## Written request
Leave out the pictures and copy each record below exactly.

## Records with interface code
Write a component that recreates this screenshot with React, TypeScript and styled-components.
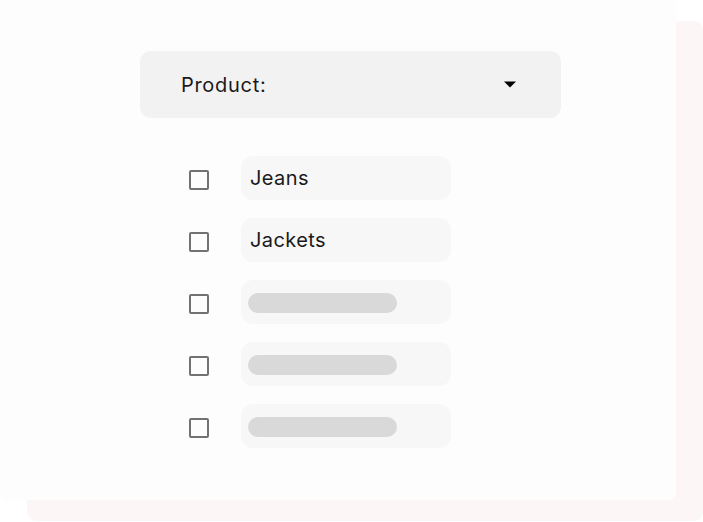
import React from "react";
import styled, { createGlobalStyle } from "styled-components";

const Global = createGlobalStyle`
  html, body { margin: 0; padding: 0; background: #ffffff; }
  body { font-family: Inter, "Noto Sans", sans-serif; }
`;

const Page = styled.div`
  position: relative;
  width: 703px;
  height: 522px;
  overflow: hidden;
  background: #ffffff;
`;

const BackCard = styled.div`
  position: absolute;
  left: 27px;
  top: 21px;
  right: 0;
  bottom: 1px;
  background: #fcf6f6;
  border-radius: 9px;
`;

const MainCard = styled.div`
  position: relative;
  z-index: 1;
  width: 676px;
  height: 500px;
  box-sizing: border-box;
  padding-top: 51px;
  background: #fdfdfd;
  border-radius: 0 0 7px 7px;
  display: flex;
  flex-direction: column;
`;

const Dropdown = styled.div`
  margin-left: 140px;
  width: 421px;
  height: 67px;
  box-sizing: border-box;
  padding: 0 45px 0 41px;
  background: #f2f2f2;
  border-radius: 11px;
  display: flex;
  align-items: center;
  justify-content: space-between;
`;

const Label = styled.span<{ $spacing?: number }>`
  font-size: 20px;
  font-weight: 400;
  letter-spacing: ${(p) => p.$spacing ?? 0.4}px;
  color: #1a1a1a;
`;

const List = styled.div`
  margin-top: 38px;
  margin-left: 189px;
  display: flex;
  flex-direction: column;
  gap: 18px;
`;

const Row = styled.div`
  display: flex;
  align-items: center;
  gap: 32px;
`;

const Checkbox = styled.div`
  width: 20px;
  height: 20px;
  box-sizing: border-box;
  border: 2px solid #727272;
  border-radius: 2px;
  margin-top: 3px;
`;

const Pill = styled.div`
  width: 210px;
  height: 44px;
  box-sizing: border-box;
  padding-left: 7px;
  background: #f7f7f7;
  border-radius: 12px;
  display: flex;
  align-items: center;
`;

const ItemText = styled(Label)`
  padding-left: 2px;
`;

const Skeleton = styled.div`
  width: 149px;
  height: 20px;
  background: #d9d9d9;
  border-radius: 10px;
  margin-top: 1px;
`;

const Caret = () => (
  <svg width="12" height="7" viewBox="0 0 12 7">
    <path d="M0 0.5 H12 L6 6.5 Z" fill="#000" />
  </svg>
);

const items: (string | null)[] = ["Jeans", "Jackets", null, null, null];

export default function App() {
  return (
    <>
      <Global />
      <Page>
        <BackCard />
        <MainCard>
          <Dropdown>
            <Label $spacing={0.7}>Product:</Label>
            <Caret />
          </Dropdown>
          <List>
            {items.map((it, i) => (
              <Row key={i}>
                <Checkbox />
                <Pill>{it ? <ItemText>{it}</ItemText> : <Skeleton />}</Pill>
              </Row>
            ))}
          </List>
        </MainCard>
      </Page>
    </>
  );
}
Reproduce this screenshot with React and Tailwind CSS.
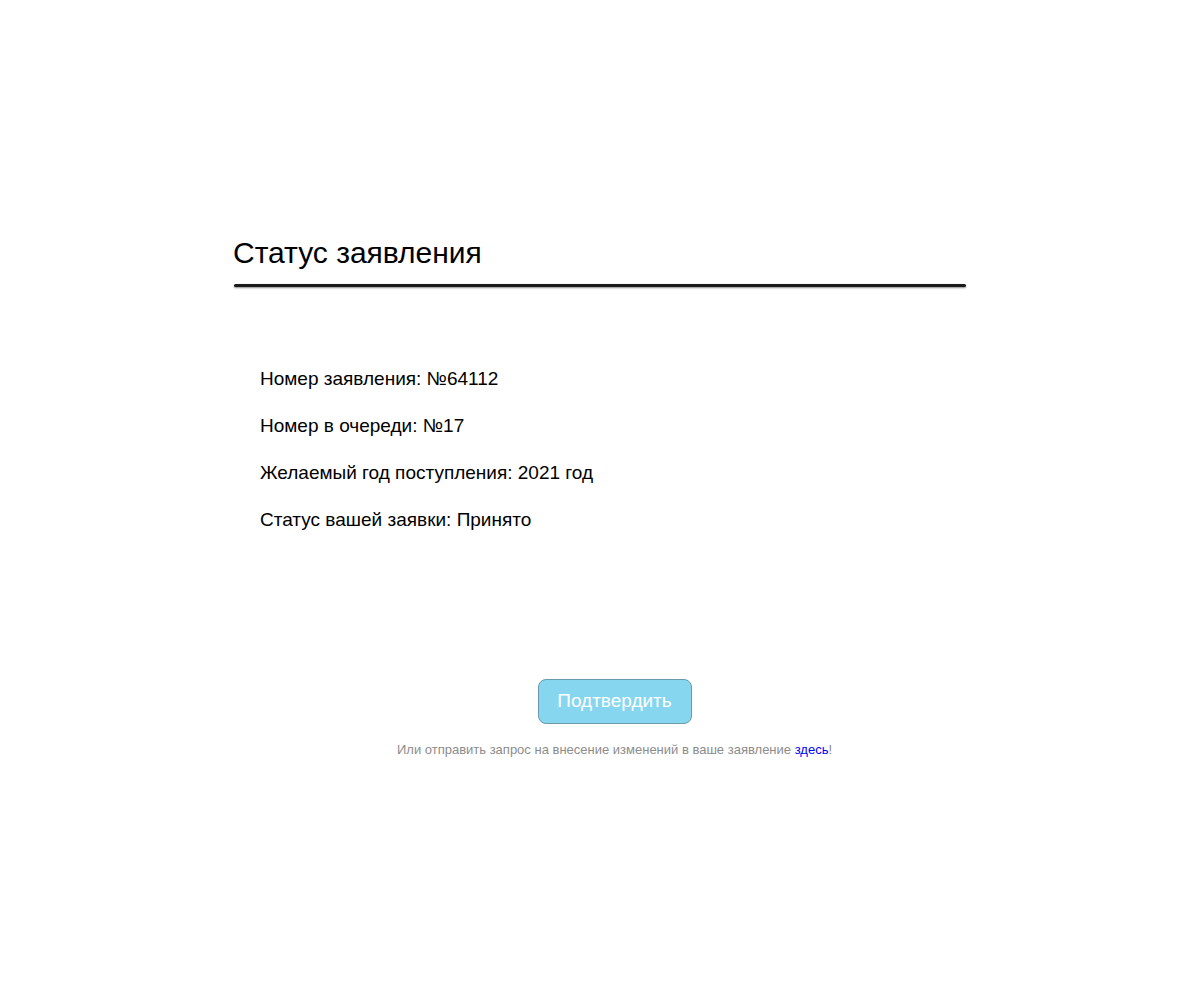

## Result of the task
Write a component that recreates this screenshot with React, TypeScript and styled-components.
import React from "react";
import styled, { createGlobalStyle } from "styled-components";

const Global = createGlobalStyle`
  html, body { margin: 0; padding: 0; background: #ffffff; }
  body { font-family: Inter, "Noto Sans", sans-serif; }
`;

const Page = styled.div`
  position: relative;
  width: 703px;
  height: 522px;
  overflow: hidden;
  background: #ffffff;
`;

const BackCard = styled.div`
  position: absolute;
  left: 27px;
  top: 21px;
  right: 0;
  bottom: 1px;
  background: #fcf6f6;
  border-radius: 9px;
`;

const MainCard = styled.div`
  position: relative;
  z-index: 1;
  width: 676px;
  height: 500px;
  box-sizing: border-box;
  padding-top: 51px;
  background: #fdfdfd;
  border-radius: 0 0 7px 7px;
  display: flex;
  flex-direction: column;
`;

const Dropdown = styled.div`
  margin-left: 140px;
  width: 421px;
  height: 67px;
  box-sizing: border-box;
  padding: 0 45px 0 41px;
  background: #f2f2f2;
  border-radius: 11px;
  display: flex;
  align-items: center;
  justify-content: space-between;
`;

const Label = styled.span<{ $spacing?: number }>`
  font-size: 20px;
  font-weight: 400;
  letter-spacing: ${(p) => p.$spacing ?? 0.4}px;
  color: #1a1a1a;
`;

const List = styled.div`
  margin-top: 38px;
  margin-left: 189px;
  display: flex;
  flex-direction: column;
  gap: 18px;
`;

const Row = styled.div`
  display: flex;
  align-items: center;
  gap: 32px;
`;

const Checkbox = styled.div`
  width: 20px;
  height: 20px;
  box-sizing: border-box;
  border: 2px solid #727272;
  border-radius: 2px;
  margin-top: 3px;
`;

const Pill = styled.div`
  width: 210px;
  height: 44px;
  box-sizing: border-box;
  padding-left: 7px;
  background: #f7f7f7;
  border-radius: 12px;
  display: flex;
  align-items: center;
`;

const ItemText = styled(Label)`
  padding-left: 2px;
`;

const Skeleton = styled.div`
  width: 149px;
  height: 20px;
  background: #d9d9d9;
  border-radius: 10px;
  margin-top: 1px;
`;

const Caret = () => (
  <svg width="12" height="7" viewBox="0 0 12 7">
    <path d="M0 0.5 H12 L6 6.5 Z" fill="#000" />
  </svg>
);

const items: (string | null)[] = ["Jeans", "Jackets", null, null, null];

export default function App() {
  return (
    <>
      <Global />
      <Page>
        <BackCard />
        <MainCard>
          <Dropdown>
            <Label $spacing={0.7}>Product:</Label>
            <Caret />
          </Dropdown>
          <List>
            {items.map((it, i) => (
              <Row key={i}>
                <Checkbox />
                <Pill>{it ? <ItemText>{it}</ItemText> : <Skeleton />}</Pill>
              </Row>
            ))}
          </List>
        </MainCard>
      </Page>
    </>
  );
}
Reproduce this screenshot with React and Tailwind CSS.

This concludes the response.